=== Task statement ===
Tally up the lines carrying the string "Tailwind" and respond with only the resulting number.
=====
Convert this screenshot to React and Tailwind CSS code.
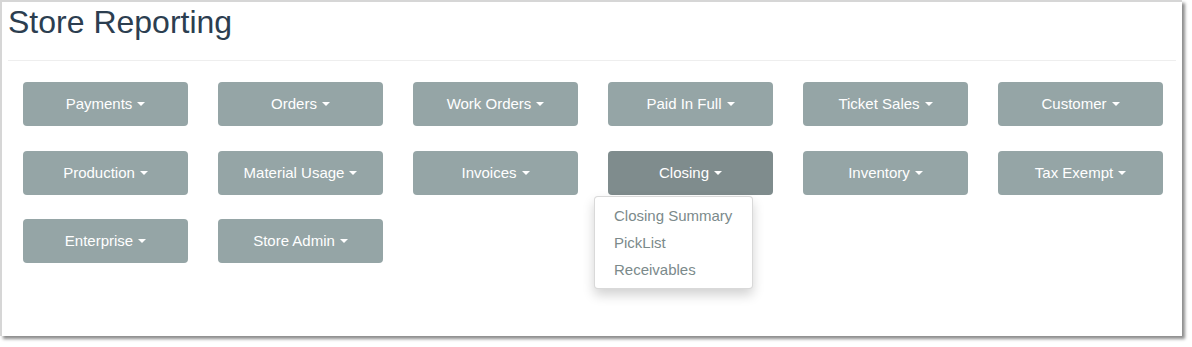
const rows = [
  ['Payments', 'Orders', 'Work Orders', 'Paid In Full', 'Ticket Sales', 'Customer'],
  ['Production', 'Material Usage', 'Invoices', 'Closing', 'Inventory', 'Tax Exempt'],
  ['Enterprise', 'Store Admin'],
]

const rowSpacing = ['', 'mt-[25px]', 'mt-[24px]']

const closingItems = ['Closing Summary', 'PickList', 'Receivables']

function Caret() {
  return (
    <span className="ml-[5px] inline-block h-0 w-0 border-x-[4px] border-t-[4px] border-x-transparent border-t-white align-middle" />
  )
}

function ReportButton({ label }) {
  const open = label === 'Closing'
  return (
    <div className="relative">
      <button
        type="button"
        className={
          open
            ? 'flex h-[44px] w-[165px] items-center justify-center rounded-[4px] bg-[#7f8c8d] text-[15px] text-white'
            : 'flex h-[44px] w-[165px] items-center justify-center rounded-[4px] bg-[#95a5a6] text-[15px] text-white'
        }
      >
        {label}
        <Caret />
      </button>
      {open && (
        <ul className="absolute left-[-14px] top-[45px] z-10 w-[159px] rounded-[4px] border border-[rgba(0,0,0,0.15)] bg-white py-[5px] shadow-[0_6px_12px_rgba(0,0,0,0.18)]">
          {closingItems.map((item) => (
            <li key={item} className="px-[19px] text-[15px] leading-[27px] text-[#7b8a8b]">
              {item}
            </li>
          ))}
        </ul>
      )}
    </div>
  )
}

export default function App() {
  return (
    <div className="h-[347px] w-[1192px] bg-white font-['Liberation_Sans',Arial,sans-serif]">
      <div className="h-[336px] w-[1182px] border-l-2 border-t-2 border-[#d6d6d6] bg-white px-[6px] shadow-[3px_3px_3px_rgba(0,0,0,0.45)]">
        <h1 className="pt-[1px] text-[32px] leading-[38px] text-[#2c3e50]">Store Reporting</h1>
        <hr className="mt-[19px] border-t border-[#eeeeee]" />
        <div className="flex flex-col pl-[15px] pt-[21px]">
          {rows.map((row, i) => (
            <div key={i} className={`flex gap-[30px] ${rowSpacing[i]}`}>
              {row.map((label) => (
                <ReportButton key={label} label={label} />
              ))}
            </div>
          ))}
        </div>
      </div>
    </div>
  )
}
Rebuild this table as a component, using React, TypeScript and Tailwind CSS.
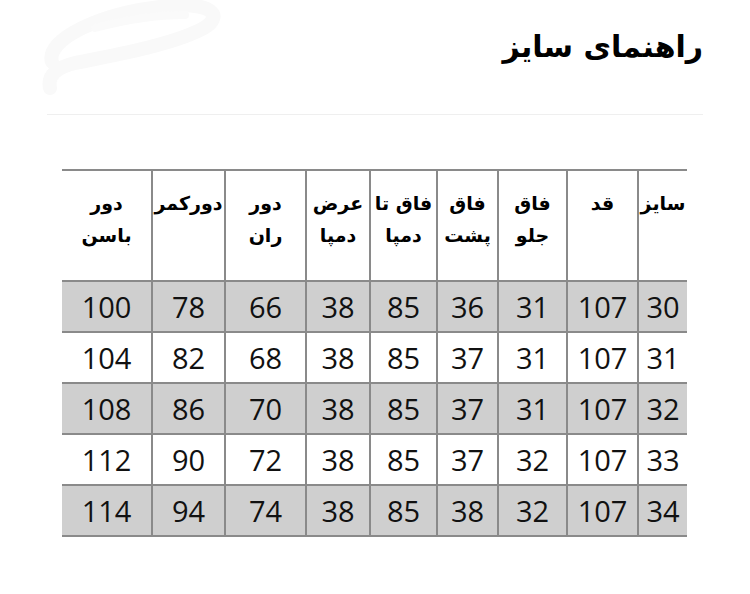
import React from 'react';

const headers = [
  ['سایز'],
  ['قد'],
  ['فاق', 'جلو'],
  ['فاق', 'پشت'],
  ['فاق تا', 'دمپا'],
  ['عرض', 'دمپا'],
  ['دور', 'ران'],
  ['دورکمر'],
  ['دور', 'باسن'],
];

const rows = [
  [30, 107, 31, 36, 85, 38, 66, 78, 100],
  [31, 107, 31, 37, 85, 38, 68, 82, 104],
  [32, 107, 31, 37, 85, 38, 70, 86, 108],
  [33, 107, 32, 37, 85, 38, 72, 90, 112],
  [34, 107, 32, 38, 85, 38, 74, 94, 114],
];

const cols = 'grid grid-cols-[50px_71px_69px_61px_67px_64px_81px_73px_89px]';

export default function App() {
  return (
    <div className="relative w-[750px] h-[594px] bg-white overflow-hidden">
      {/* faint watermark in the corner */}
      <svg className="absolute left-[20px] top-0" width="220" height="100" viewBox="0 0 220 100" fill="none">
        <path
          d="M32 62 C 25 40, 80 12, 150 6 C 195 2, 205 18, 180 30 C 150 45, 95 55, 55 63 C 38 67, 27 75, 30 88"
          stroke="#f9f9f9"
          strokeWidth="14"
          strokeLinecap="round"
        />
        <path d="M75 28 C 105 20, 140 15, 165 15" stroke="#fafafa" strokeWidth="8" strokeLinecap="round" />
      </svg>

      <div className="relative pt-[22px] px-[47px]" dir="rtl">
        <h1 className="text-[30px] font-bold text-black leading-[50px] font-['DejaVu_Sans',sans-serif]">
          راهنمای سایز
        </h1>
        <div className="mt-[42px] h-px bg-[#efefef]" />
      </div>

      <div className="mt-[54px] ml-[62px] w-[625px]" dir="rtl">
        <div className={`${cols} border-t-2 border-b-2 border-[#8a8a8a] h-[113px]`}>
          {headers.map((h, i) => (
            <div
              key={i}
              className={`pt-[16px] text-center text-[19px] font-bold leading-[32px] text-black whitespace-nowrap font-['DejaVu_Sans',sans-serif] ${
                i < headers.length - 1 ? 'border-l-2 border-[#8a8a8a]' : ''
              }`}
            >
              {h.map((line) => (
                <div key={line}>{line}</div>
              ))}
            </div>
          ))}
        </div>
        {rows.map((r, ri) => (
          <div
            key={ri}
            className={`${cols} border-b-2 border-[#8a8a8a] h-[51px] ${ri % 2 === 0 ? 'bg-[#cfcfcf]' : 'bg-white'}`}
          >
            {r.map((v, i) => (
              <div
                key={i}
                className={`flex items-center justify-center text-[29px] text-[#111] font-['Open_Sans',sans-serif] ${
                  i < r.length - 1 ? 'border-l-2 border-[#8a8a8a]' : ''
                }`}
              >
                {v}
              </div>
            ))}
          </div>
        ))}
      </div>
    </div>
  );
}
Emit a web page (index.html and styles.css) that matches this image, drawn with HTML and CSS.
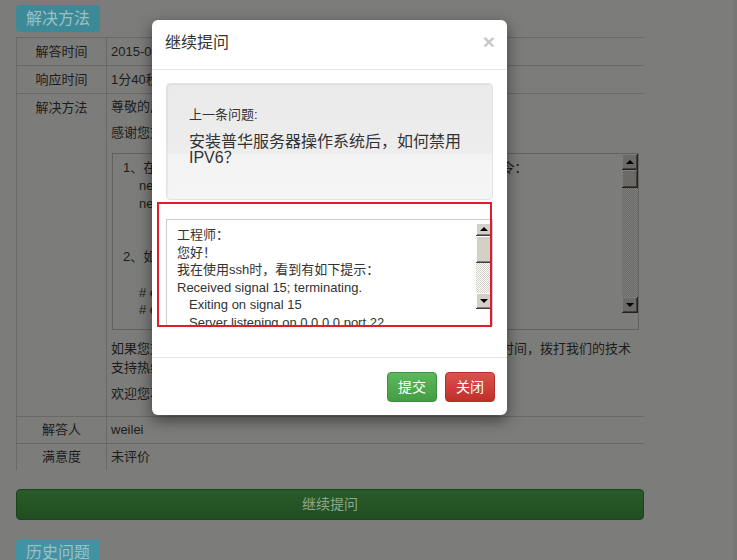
=====
=== Expected answer ===
2